A renderer 126 can process the facial surface, perhaps mapping it to a character model from a character model store 128, such as a non-human character played by the live actor, to form animated output that might be stored in animated output store 130.


To handle multiple live actors, the muscle models and manifolds of a plurality of live actors might be provided to a neural network 138 that can derive from them a facial puppet data object that corresponds to feasible and/or possible facial movements that might be applied to various characters based on various live actor performances. The facial puppet data object might be stored in facial puppet data object storage 140, which in turn can be supplied to animation creation system 120. The renderer 126 might also use live actor delta data from a live actor delta data store 142 to inform rendering.



FIG. 2 illustrates an example neural network 202 that might take in scan results and an anatomical model and output a muscle model to muscle model storage 204 and a manifold-to-manifold storage 206. The scan results from different live actors might be stored separately, as muscle models 204(a)-(c) and manifolds 206(a)-(c). A neural network 210 for facial puppet generation might use those to derive a facial puppet. A delta generator 212 might generate “deltas” for some or all of the live actors represented in the muscle models and manifolds. The deltas 220 would allow for an animation artist to work with the facial puppet independent of the particular live actor or the character played by the live actor and then the variances specific to that live actor can be merged in afterwards.



FIG. 3 illustrates an example of a data structure that might represent a muscle model. In that model, each muscle might be defined by a bone attachment point, a skin attachment point, and a muscle volume. In animation, as the strain on a muscle changes, the volume of the muscle might change shape, and the distance between the bone attachment point and the skin attachment point might change, thus creating expressions. Additional elements might be included in a control vector that are for other animation variables.

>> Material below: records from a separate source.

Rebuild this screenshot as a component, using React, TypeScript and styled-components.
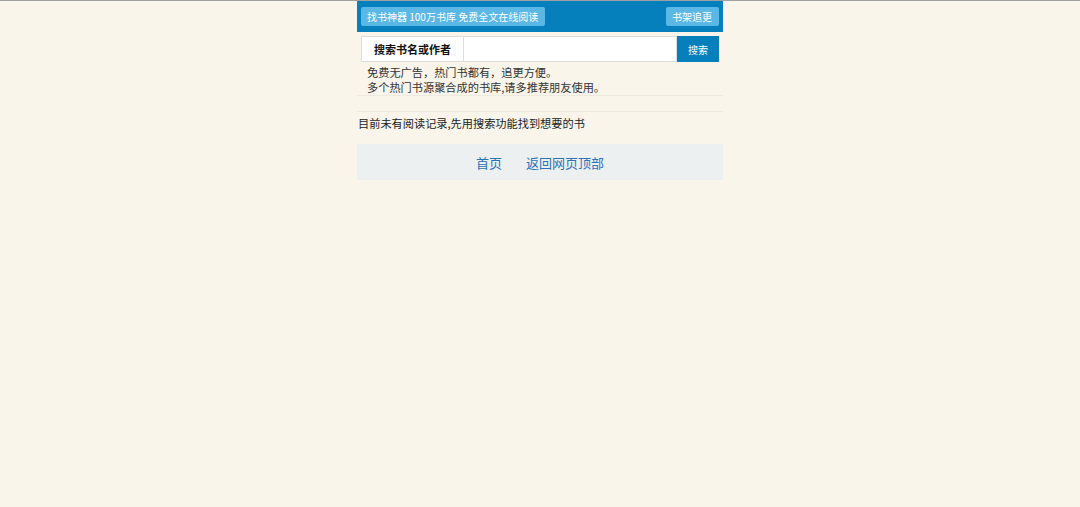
import styled, { createGlobalStyle } from "styled-components";

const GlobalStyle = createGlobalStyle`
  html, body {
    margin: 0;
    padding: 0;
    background: #f9f5eb;
    font-family: "Microsoft YaHei", "Noto Sans CJK SC", sans-serif;
    font-size: 11.2px;
    color: #222;
  }
  body {
    border-top: 1px solid #a0a0a0;
  }
`;

const Page = styled.div`
  width: 366px;
  margin: 0 auto;
`;

const Header = styled.div`
  background: #0580bc;
  height: 31px;
  display: flex;
  align-items: center;
  justify-content: space-between;
  padding: 0 4px;
`;

const TopButton = styled.a`
  background: #5bb7e6;
  color: #fff;
  height: 19px;
  line-height: 19px;
  padding: 0 7px 0 6px;
  border-radius: 2px;
  font-size: 10px;
  text-decoration: none;
`;

const SearchRow = styled.form`
  display: flex;
  margin: 4px 4px 0;
  height: 26px;
`;

const SearchLabel = styled.div`
  width: 103px;
  background: #fff;
  border: 1px solid #ddd;
  box-sizing: border-box;
  display: flex;
  align-items: center;
  justify-content: center;
  font-weight: bold;
  font-size: 11px;
  color: #111;
`;

const SearchInput = styled.input`
  flex: 1;
  border: 1px solid #ddd;
  border-left: none;
  box-sizing: border-box;
  background: #fff;
  outline: none;
  padding: 0 4px;
`;

const SearchButton = styled.button`
  width: 42px;
  border: none;
  background: #0580bc;
  color: #fff;
  font-family: inherit;
  font-size: 10px;
  padding: 0;
`;

const Intro = styled.div`
  padding: 3px 10px 0;
  line-height: 15px;
  color: #333;
  border-bottom: 1px solid #efeae0;
`;

const Spacer = styled.div`
  height: 15px;
  border-bottom: 1px solid #efeae0;
`;

const History = styled.p`
  margin: 0;
  padding: 3px 0 0 1px;
  line-height: 16px;
  color: #222;
`;

const Footer = styled.div`
  margin-top: 13px;
  height: 36px;
  background: #ecf0f1;
  display: flex;
  align-items: center;
  justify-content: center;
  gap: 24px;
`;

const FooterLink = styled.a`
  color: #2a72b8;
  font-size: 13px;
  text-decoration: none;
`;

export default function App() {
  return (
    <>
      <GlobalStyle />
      <Page>
        <Header>
          <TopButton href="#">找书神器 100万书库 免费全文在线阅读</TopButton>
          <TopButton href="#">书架追更</TopButton>
        </Header>
        <SearchRow onSubmit={(e) => e.preventDefault()}>
          <SearchLabel>搜索书名或作者</SearchLabel>
          <SearchInput type="text" />
          <SearchButton type="submit">搜索</SearchButton>
        </SearchRow>
        <Intro>
          免费无广告，热门书都有，追更方便。
          <br />
          多个热门书源聚合成的书库,请多推荐朋友使用。
        </Intro>
        <Spacer />
        <History>目前未有阅读记录,先用搜索功能找到想要的书</History>
        <Footer>
          <FooterLink href="#">首页</FooterLink>
          <FooterLink href="#">返回网页顶部</FooterLink>
        </Footer>
      </Page>
    </>
  );
}
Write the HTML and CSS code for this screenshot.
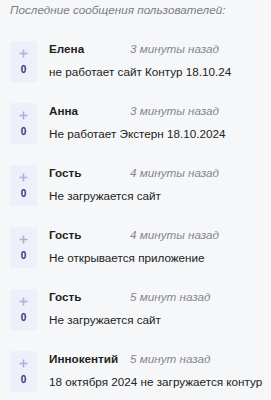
FILE: index.html
```html
<!DOCTYPE html>
<html lang="ru">
<head>
<meta charset="utf-8">
<link rel="stylesheet" href="styles.css">
</head>
<body>
<div class="title">Последние сообщения пользователей:</div>
<ul class="list">
  <li class="item">
    <div class="vote"><svg class="plus" viewBox="0 0 10 10"><path d="M5 0.5V9.5M0.5 5H9.5"/></svg><span class="count">0</span></div>
    <div class="body"><div class="meta"><span class="name">Елена</span><span class="time">3 минуты назад</span></div><div class="text">не работает сайт Контур 18.10.24</div></div>
  </li>
  <li class="item">
    <div class="vote"><svg class="plus" viewBox="0 0 10 10"><path d="M5 0.5V9.5M0.5 5H9.5"/></svg><span class="count">0</span></div>
    <div class="body"><div class="meta"><span class="name">Анна</span><span class="time">3 минуты назад</span></div><div class="text">Не работает Экстерн 18.10.2024</div></div>
  </li>
  <li class="item">
    <div class="vote"><svg class="plus" viewBox="0 0 10 10"><path d="M5 0.5V9.5M0.5 5H9.5"/></svg><span class="count">0</span></div>
    <div class="body"><div class="meta"><span class="name">Гость</span><span class="time">4 минуты назад</span></div><div class="text">Не загружается сайт</div></div>
  </li>
  <li class="item">
    <div class="vote"><svg class="plus" viewBox="0 0 10 10"><path d="M5 0.5V9.5M0.5 5H9.5"/></svg><span class="count">0</span></div>
    <div class="body"><div class="meta"><span class="name">Гость</span><span class="time">4 минуты назад</span></div><div class="text">Не открывается приложение</div></div>
  </li>
  <li class="item">
    <div class="vote"><svg class="plus" viewBox="0 0 10 10"><path d="M5 0.5V9.5M0.5 5H9.5"/></svg><span class="count">0</span></div>
    <div class="body"><div class="meta"><span class="name">Гость</span><span class="time">5 минут назад</span></div><div class="text">Не загружается сайт</div></div>
  </li>
  <li class="item">
    <div class="vote"><svg class="plus" viewBox="0 0 10 10"><path d="M5 0.5V9.5M0.5 5H9.5"/></svg><span class="count">0</span></div>
    <div class="body"><div class="meta"><span class="name">Иннокентий</span><span class="time">5 минут назад</span></div><div class="text">18 октября 2024 не загружается контур</div></div>
  </li>
</ul>
</body>
</html>
```
FILE: styles.css
```css
html, body {
  margin: 0;
  padding: 0;
  background: #f6f7f9;
}
body {
  font-family: "Liberation Sans", Arial, sans-serif;
  color: #222;
  font-size: 11.7px;
}
.title {
  font-style: italic;
  color: #7a7d85;
  font-size: 11.7px;
  line-height: 16px;
  padding: 2px 10px 0;
}
.list {
  list-style: none;
  margin: 23px 0 0;
  padding: 0 0 0 10px;
  display: flex;
  flex-direction: column;
  gap: 21px;
}
.item {
  display: flex;
  gap: 12px;
}
.vote {
  width: 27px;
  height: 41px;
  flex: none;
  background: #edf0fa;
  border-radius: 2px;
  display: flex;
  flex-direction: column;
  align-items: center;
  padding-top: 8px;
  box-sizing: border-box;
}
.plus {
  width: 9px;
  height: 9px;
  fill: none;
  stroke: #aab2dc;
  stroke-width: 1.8;
}
.count {
  margin-top: 6px;
  font-size: 10px;
  font-weight: bold;
  color: #2f3570;
  line-height: 12px;
}
.body {
  display: flex;
  flex-direction: column;
  gap: 7px;
}
.meta {
  display: flex;
  gap: 11px;
  line-height: 16px;
}
.name {
  font-weight: bold;
  min-width: 70px;
  color: #1f1f1f;
}
.time {
  font-style: italic;
  color: #85878c;
}
.text {
  line-height: 16px;
  color: #222;
}
```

FIG. 4 illustrates inputs and outputs of an animation creation system 402. Inputs might include an input strain vector 404, indicative a strain values for some or all of the muscles in the muscle model, and values for the other animation variables, such as a scalar value for a jaw angle, two 2D vectors corresponding to rotations of the eyes, etc. Along with the muscle model, which describes where the muscles are attached and their volume, and a skull model representing an actor's skull shape and contour, and a control vector for other non-muscle animation variables, the animation creation system 402 can determine the volumes occupied by the muscles, and thus the surface of the character's skin, and output a mesh manifold of the character's skin, possibly depicting an expression corresponding to the input strain vector 404. Where facial puppets are used, the muscle model and skull model might instead be represented by the facial puppet and the automation creation system can use the delta data for the particular live actor.


Using the above methods and apparatus, an animator can specify a facial expression in the domain of muscle semantics, which can simplify an animation process compared to limiting the animator to making combinations of recorded expressions as blends of the scanned facial shapes. In the general case, a length of a muscle is determined from its strain value and its rest length. Allowed strain values might be constrained by the manifold so that strain values remain within plausible boundaries. For a given scan of an expression on a live actor's face, a muscle model for that live actor, and a skull model for that live actor, an AI process can determine a likely strain vector that, when input to an animation generation system, would result in an expression largely matching the scanned expression. Knowing the strain values, the animation generation system can provide those as the domain in which the animator would modify expressions. After training an AI system using dynamic scans of a live actor's face as the ground truth for training, the muscle model can be derived that would allow for the simulation of other expressions that were not captured.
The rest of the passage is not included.